Venons-en aux chartes régionales discutées avec les syndicats agricoles. Au fil des négociations, nous nous sommes aperçus que les syndicats souhaitaient utiliser cette charte pour défendre un cadre réglementaire jugé suffisamment important alors que les études montraient que le niveau d’exposition des riverains aux pesticides était supérieur à ce qui est prévu dans le cadre réglementaire. D’où la difficulté à trouver un compromis… Finalement, nous avons abandonné l’idée de signer un document puisqu’il n’allait pas suffisamment loin dans la protection des personnes. Nous avons préféré organiser le dialogue au niveau local, la commune offrant une échelle plus pertinente et performante.

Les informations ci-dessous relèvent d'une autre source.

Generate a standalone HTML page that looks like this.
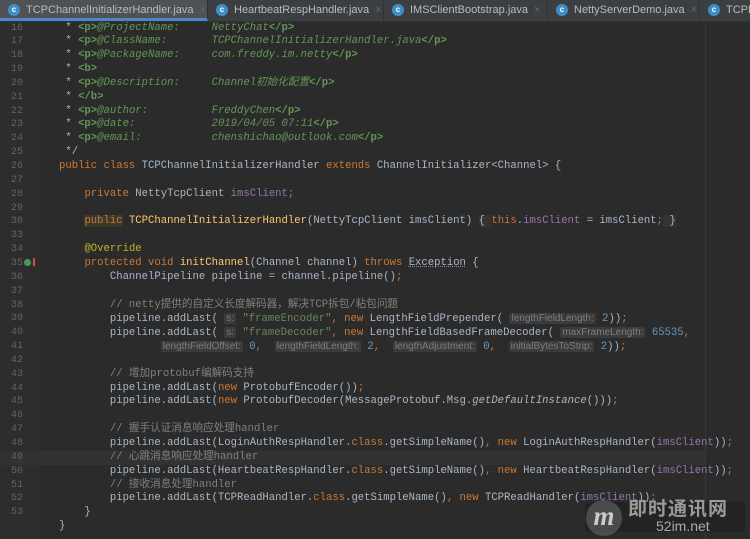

1 Selon le Ministère de l’agriculture, « la certification environnementale des exploitations agricoles répond au besoin de reconnaître les exploitations engagées dans des démarches particulièrement respectueuses de l’environnement ». Elle comporte trois niveaux, le plus élevé étant le niveau trois, de « Haute Valeur Environnementale ». https://agriculture.gouv.fr/certification-environnementale-mode-demploi-pour-les-exploitations

Sur la photo, de gauche à droite : Dominique Aribert, Lionel Delvaux, Jean-Martial Morel et René Léa.